Stage 2: execute-phase skill. The agent manages the session protocol itself — reads plan files at start, updates them at end. But I still watch each session and confirm scope. The bottleneck is me approving things that don’t need approval.

Stage 3: autopilot. The wrapper runs the loop. The agent runs unattended. I review at phase boundaries. The bottleneck is now the phase itself — the natural unit of reviewable progress.

Each stage automated the least-valuable human action from the previous stage. Stage 1 automated context recall. Stage 2 automated session management. Stage 3 automated the start/confirm/close loop.

The TV migration shows this evolution in a single day. Phases 1 and 2 used execute-phase — I watched each session, confirmed scope, reviewed results. By Phase 3, the patterns were established, the MEMORY.md was rich, and I trusted the process. I switched to autopilot and went to do other things. Four iterations later, Phase 3 was done. Now Phase 4 is running while I write about how it works.

This is the work on the system principle applied recursively: the system for building things was itself the bottleneck, so I built a system for running the system.

Setup

The whole thing is three files. No dependencies beyond pi and bash.

# 1. Create a phased plan (once per project)
pi "create a phased plan for this project"

# 2. Add autopilot config
echo 'BUILD_CMD="bun run build"' > autopilot.config

# 3. Run
./autopilot.sh --phase 3

# In a second terminal, watch progress
./autopilot-dashboard.sh

It works with any build system — npm, cargo, pytest, make. Change the build command and the rest is the same. The agent doesn’t care what language you’re using. The wrapper doesn’t care what the agent does. The plan files don’t care who reads them.

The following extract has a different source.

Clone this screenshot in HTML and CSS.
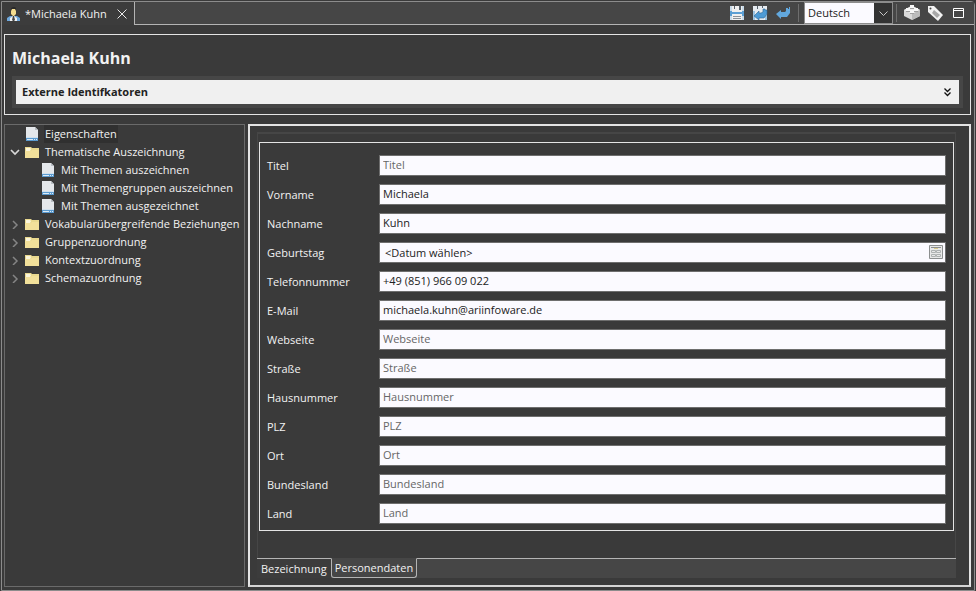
FILE: index.html
```html
<!DOCTYPE html>
<html lang="de">
<head>
    <meta charset="utf-8">
    <title>Michaela Kuhn</title>
    <link rel="stylesheet" href="styles.css">
</head>
<body>
    <!-- shared icons -->
    <svg class="sprite" aria-hidden="true">
        <symbol id="page" viewBox="0 0 14 16">
            <path d="M1 1h9l3 3v11H1z" fill="#e4e7ea"/>
            <path d="M10 1l3 3h-3z" fill="#b9bec3"/>
            <path d="M1 11h12v4H1z" fill="#5b9bd0"/>
            <path d="M1 11h12v1H1z" fill="#cfe0ee"/>
            <path d="M2 13h6v1H2zM9 13h1v1H9zM11 13h1v1h-1z" fill="#dcebf7"/>
        </symbol>
        <symbol id="folder" viewBox="0 0 14 12">
            <path d="M0 1h6l1 1h7v10H0z" fill="#e9d98f"/>
            <path d="M1 2h4l1 1-1 2H1z" fill="#fbf6dc"/>
            <path d="M7 4h7v8H0V5h6z" fill="#f2e09a"/>
        </symbol>
        <symbol id="open" viewBox="0 0 10 10">
            <path d="M1 3l4 4 4-4" fill="none" stroke="#d8d8d8" stroke-width="1.7"/>
        </symbol>
        <symbol id="closed" viewBox="0 0 10 10">
            <path d="M3 2l4 4-4 4" fill="none" stroke="#858585" stroke-width="1.5"/>
        </symbol>
    </svg>

    <div class="window">
        <header class="topbar">
            <div class="editor-tab">
                <svg class="person" viewBox="0 0 13 14" width="13" height="14">
                    <path d="M0 14v-3l3-2h7l3 2v3z" fill="#6fa8dc"/>
                    <path d="M3 11l3-2h1l3 2v3H3z" fill="#f3f3f3"/>
                    <path d="M6 9h1l1 4-1 1H6l-1-1z" fill="#444"/>
                    <path d="M4 2h5v5L7 9H6L4 7z" fill="#f4dc8f"/>
                    <path d="M4 4V1l2-1h2l1 1v3L8 2H5z" fill="#2a2a2a"/>
                </svg>
                <span>*Michaela Kuhn</span>
                <button class="close" aria-label="Schließen">
                    <svg viewBox="0 0 10 10" width="10" height="10"><path d="M.5.5l9 9M9.5.5l-9 9" stroke="#e8e8e8" fill="none"/></svg>
                </button>
            </div>
            <div class="toolbar">
                <button class="tool" aria-label="Speichern">
                    <svg viewBox="0 0 16 16" width="16" height="16">
                        <path d="M1 1h14v14H1z" fill="#5b9fd4"/>
                        <path d="M3 1h10v6H3zM3 9h10v6H3z" fill="#f0f0f0"/>
                        <path d="M5 1h1v3H5zM10 1h2v4h-2z" fill="#55606a"/>
                        <path d="M4 11h8v1H4zM4 13h8v1H4z" fill="#8b9299"/>
                        <path d="M1 1h2v5H1zM13 1h2v5h-2zM1 11h2v4H1zM13 11h2v4h-2z" fill="#c9dbe9"/>
                    </svg>
                </button>
                <button class="tool" aria-label="Speichern und zurück">
                    <svg viewBox="0 0 16 16" width="16" height="16">
                        <path d="M1 1h14v14H1z" fill="#e6ebf0"/>
                        <path d="M1 6h2v9H1zM13 10h2v5h-2z" fill="#9cc4e2"/>
                        <path d="M5 1h1v3H5zM10 1h1v2h-1z" fill="#55606a"/>
                        <path d="M2 11l5-5v2h2l2-1V4h2v1h2v4l-3 4H7v2z" fill="#4d9bd6" stroke="#2e6794" stroke-width=".6"/>
                    </svg>
                </button>
                <button class="tool" aria-label="Zurück">
                    <svg viewBox="0 0 16 16" width="16" height="16">
                        <path d="M1 9l5-4v2h4l1-1V3h2v1h1V2h1v6l-3 4H6v2z" fill="#62a8de"/>
                    </svg>
                </button>
                <span class="separator"></span>
                <div class="language">
                    <select aria-label="Sprache">
                        <option>Deutsch</option>
                        <option>Englisch</option>
                    </select>
                    <svg viewBox="0 0 9 6" width="9" height="6"><path d="M.5.5l4 4 4-4" fill="none" stroke="#c8c8c8"/></svg>
                </div>
                <span class="separator"></span>
                <button class="tool" aria-label="Baustein">
                    <svg viewBox="0 0 16 16" width="16" height="16">
                        <path d="M0 5l7-4h2l7 4v6l-8 4-8-4z" fill="#dadada"/>
                        <path d="M0 5l8 4 8-4-8-4z" fill="#ececec"/>
                        <path d="M8 9l8-4v6l-8 4z" fill="#bcbcbc"/>
                        <path d="M6 0h4v3H6zM2 3h4v3H2zM10 3h4v3h-4zM6 5h4v3H6z" fill="#f8f8f8"/>
                        <path d="M6 3h4v1H6zM2 6h4v1H2zM10 6h4v1h-4zM6 8h4v1H6z" fill="#a0a0a0"/>
                    </svg>
                </button>
                <button class="tool" aria-label="Etikett">
                    <svg viewBox="0 0 16 16" width="16" height="16">
                        <path d="M1 1h6l9 9-5 6L1 7z" fill="#f2f2f2"/>
                        <path d="M7 5l6 5-3 3-5-5z" fill="#a8a8a8"/>
                        <circle cx="3.5" cy="3.5" r="1" fill="#444"/>
                    </svg>
                </button>
                <button class="tool maximize" aria-label="Maximieren">
                    <svg viewBox="0 0 11 10" width="11" height="10"><path d="M.5.5h10v9H.5zM0 2.5h11" fill="none" stroke="#fff"/></svg>
                </button>
            </div>
        </header>

        <section class="heading">
            <h1>Michaela Kuhn</h1>
            <button class="identifiers">
                <span>Externe Identifkatoren</span>
                <svg viewBox="0 0 7 9" width="7" height="9"><path d="M.5.5l3 3 3-3M.5 4.500l3 3 3-3" fill="none" stroke="#111" stroke-width="1.300"/></svg>
            </button>
        </section>

        <main class="content">
            <nav class="tree">
                <ul>
                    <li><button><span class="arrow"></span><svg class="page"><use href="#page"/></svg><span class="selected">Eigenschaften</span></button></li>
                    <li>
                        <button><svg class="arrow"><use href="#open"/></svg><svg class="folder"><use href="#folder"/></svg><span>Thematische Auszeichnung</span></button>
                        <ul class="children">
                            <li><button><span class="arrow"></span><svg class="page"><use href="#page"/></svg><span>Mit Themen auszeichnen</span></button></li>
                            <li><button><span class="arrow"></span><svg class="page"><use href="#page"/></svg><span>Mit Themengruppen auszeichnen</span></button></li>
                            <li><button><span class="arrow"></span><svg class="page"><use href="#page"/></svg><span>Mit Themen ausgezeichnet</span></button></li>
                        </ul>
                    </li>
                    <li><button><svg class="arrow"><use href="#closed"/></svg><svg class="folder"><use href="#folder"/></svg><span>Vokabularübergreifende Beziehungen</span></button></li>
                    <li><button><svg class="arrow"><use href="#closed"/></svg><svg class="folder"><use href="#folder"/></svg><span>Gruppenzuordnung</span></button></li>
                    <li><button><svg class="arrow"><use href="#closed"/></svg><svg class="folder"><use href="#folder"/></svg><span>Kontextzuordnung</span></button></li>
                    <li><button><svg class="arrow"><use href="#closed"/></svg><svg class="folder"><use href="#folder"/></svg><span>Schemazuordnung</span></button></li>
                </ul>
            </nav>

            <section class="details">
                <div class="tab-panel">
                    <form class="person-form">
                        <label for="titel">Titel</label>
                        <input type="text" id="titel" placeholder="Titel">
                        <label for="vorname">Vorname</label>
                        <input type="text" id="vorname" placeholder="Vorname" value="Michaela">
                        <label for="nachname">Nachname</label>
                        <input type="text" id="nachname" placeholder="Nachname" value="Kuhn">
                        <label for="geburtstag">Geburtstag</label>
                        <div class="date-field">
                            <input type="text" id="geburtstag" value="&lt;Datum wählen&gt;">
                            <button type="button" aria-label="Kalender öffnen">
                                <svg viewBox="0 0 14 14" width="14" height="14">
                                    <path d="M.5.5h13v13H.5z" fill="#e8e8e8" stroke="#8c8f8f"/>
                                    <path d="M2 2.500h10" stroke="#8c8f8f"/>
                                    <path d="M5 3.500h4" stroke="#d8c98a"/>
                                    <path d="M2.500 5.500h4v2h-4zM7.500 5.500h4v2h-4zM2.500 9.500h4v2h-4zM7.500 9.500h4v2h-4z" fill="none" stroke="#adb1b1"/>
                                </svg>
                            </button>
                        </div>
                        <label for="telefon">Telefonnummer</label>
                        <input type="text" id="telefon" placeholder="Telefonnummer" value="+49 (851) 966 09 022">
                        <label for="email">E-Mail</label>
                        <input type="text" id="email" placeholder="E-Mail" value="michaela.kuhn@ariinfoware.de">
                        <label for="webseite">Webseite</label>
                        <input type="text" id="webseite" placeholder="Webseite">
                        <label for="strasse">Straße</label>
                        <input type="text" id="strasse" placeholder="Straße">
                        <label for="hausnummer">Hausnummer</label>
                        <input type="text" id="hausnummer" placeholder="Hausnummer">
                        <label for="plz">PLZ</label>
                        <input type="text" id="plz" placeholder="PLZ">
                        <label for="ort">Ort</label>
                        <input type="text" id="ort" placeholder="Ort">
                        <label for="bundesland">Bundesland</label>
                        <input type="text" id="bundesland" placeholder="Bundesland">
                        <label for="land">Land</label>
                        <input type="text" id="land" placeholder="Land">
                    </form>
                </div>
                <div class="bottom-tabs">
                    <button>Bezeichnung</button>
                    <button class="active">Personendaten</button>
                    <span class="rest"></span>
                </div>
            </section>
        </main>
    </div>
</body>
</html>
```

FILE: styles.css
```css
* {
    box-sizing: border-box;
}
body {
    margin: 0;
    background: #3a3a3a;
    color: #f2f2f2;
    font-family: "Open Sans", "Noto Sans", sans-serif;
    font-size: 11px;
    line-height: 18px;
}
button, input, select {
    font: inherit;
    color: inherit;
    margin: 0;
    border: none;
    border-radius: 0;
}
button {
    background: none;
    padding: 0;
    text-align: left;
}
svg {
    display: block;
    flex: none;
}
.sprite {
    position: absolute;
    width: 0;
    height: 0;
}
.window {
    display: flex;
    flex-direction: column;
    min-height: calc(100vh - 2px);
    margin: 1px;
    border: 1px solid #8c8c8c;
    border-top-right-radius: 4px;
}

/* top bar */
.topbar {
    display: flex;
    height: 23px;
    background: #464646;
}
.editor-tab {
    display: flex;
    align-items: center;
    gap: 5px;
    padding: 0 7px 0 5px;
    width: 133px;
    background: #3c3c3c;
    border-right: 1px solid #b4b4b4;
    white-space: nowrap;
}
.close {
    margin-left: auto;
}
.toolbar {
    display: flex;
    flex: 1;
    align-items: center;
    justify-content: flex-end;
    gap: 7px;
    padding-right: 10px;
    border-bottom: 1px solid #b4b4b4;
}
.separator {
    width: 1px;
    height: 18px;
    margin-right: -2px;
    background: #6e6e6e;
}
.language + .separator {
    margin: 0 0 0 -4px;
}
.language {
    position: relative;
    height: 22px;
}
.language select {
    appearance: none;
    width: 89px;
    height: 22px;
    padding: 0 20px 0 3px;
    border: 1px solid #8c8c8c;
    background: linear-gradient(to right, #fbfaff 69px, #333 69px);
    color: #222;
}
.language svg {
    position: absolute;
    right: 5px;
    top: 9px;
    pointer-events: none;
}
.maximize {
    margin-left: 3px;
}

/* heading */
.heading {
    margin: 9px 3px 0 2px;
    padding: 13px 7px 6px;
    border: 1px solid #e4e4e4;
}
h1 {
    margin: 0 0 7px;
    font-size: 16px;
    line-height: 21px;
}
.identifiers {
    display: flex;
    align-items: center;
    justify-content: space-between;
    width: 100%;
    height: 32px;
    padding: 0 8px 0 6px;
    border: 4px solid #464646;
    background: #f0f0f0;
    color: #222;
    font-weight: bold;
}

/* content */
.content {
    display: flex;
    flex: 1;
    gap: 3px;
    margin: 9px 3px 3px 2px;
}
.tree {
    width: 241px;
    border: 1px solid #6a6a6a;
    overflow: hidden;
}
.tree ul {
    margin: 0;
    padding: 0;
    list-style: none;
}
.tree .children {
    padding-left: 16px;
}
.tree button {
    display: flex;
    align-items: center;
    height: 18px;
    white-space: nowrap;
}
.arrow {
    width: 10px;
    height: 10px;
    margin: 0 5px;
}
.page, .folder {
    width: 14px;
    margin-right: 5px;
}
.page {
    height: 16px;
}
.folder {
    height: 12px;
}
.tree span:last-child {
    padding: 0 1px;
}
.selected {
    background: #303030;
}
.details {
    display: flex;
    flex: 1;
    flex-direction: column;
    padding: 6px 13px 7px 7px;
    border: 2px solid #e4e4e4;
    border-bottom-color: #d4d4d4;
}
.tab-panel {
    flex: 1;
    padding: 8px 1px 27px;
    border: 1px solid #464646;
    border-width: 2px 1px 0;
}
.person-form {
    display: grid;
    grid-template-columns: 104px 1fr;
    gap: 8px;
    align-items: center;
    padding: 12px 7px 6px;
    border: 1px solid #e4e4e4;
}
.person-form input {
    width: 100%;
    height: 21px;
    padding: 0 3px 3px;
    border: 1px solid #6e6e6e;
    background: #fbfaff;
    color: #222;
}
.person-form input::placeholder {
    color: #666;
    opacity: 1;
}
.date-field {
    position: relative;
    height: 21px;
}
.person-form .date-field input {
    padding: 0 22px 1px 5px;
}
.date-field button {
    position: absolute;
    right: 3px;
    top: 3px;
}
.bottom-tabs {
    display: flex;
    height: 20px;
    background: #464646;
}
.bottom-tabs button {
    padding: 0 4px;
    border-top: 1px solid #b4b4b4;
    background: #3c3c3c;
}
.bottom-tabs .active {
    padding: 0 3px;
    border: 1px solid #b4b4b4;
    border-top-color: #464646;
    border-radius: 0 0 3px 3px;
    background: #464646;
}
.rest {
    flex: 1;
    border-top: 1px solid #b4b4b4;
}
```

That decoupling is the point. The three layers — plan files, agent skill, shell wrapper — each do one thing. They compose into unattended execution without any of them being complex.


The best automation isn’t the kind that replaces you. It’s the kind that lets you be absent for the parts that don’t need you, so you can be present for the parts that do. Autopilot runs the routine. Phase boundaries are where I show up.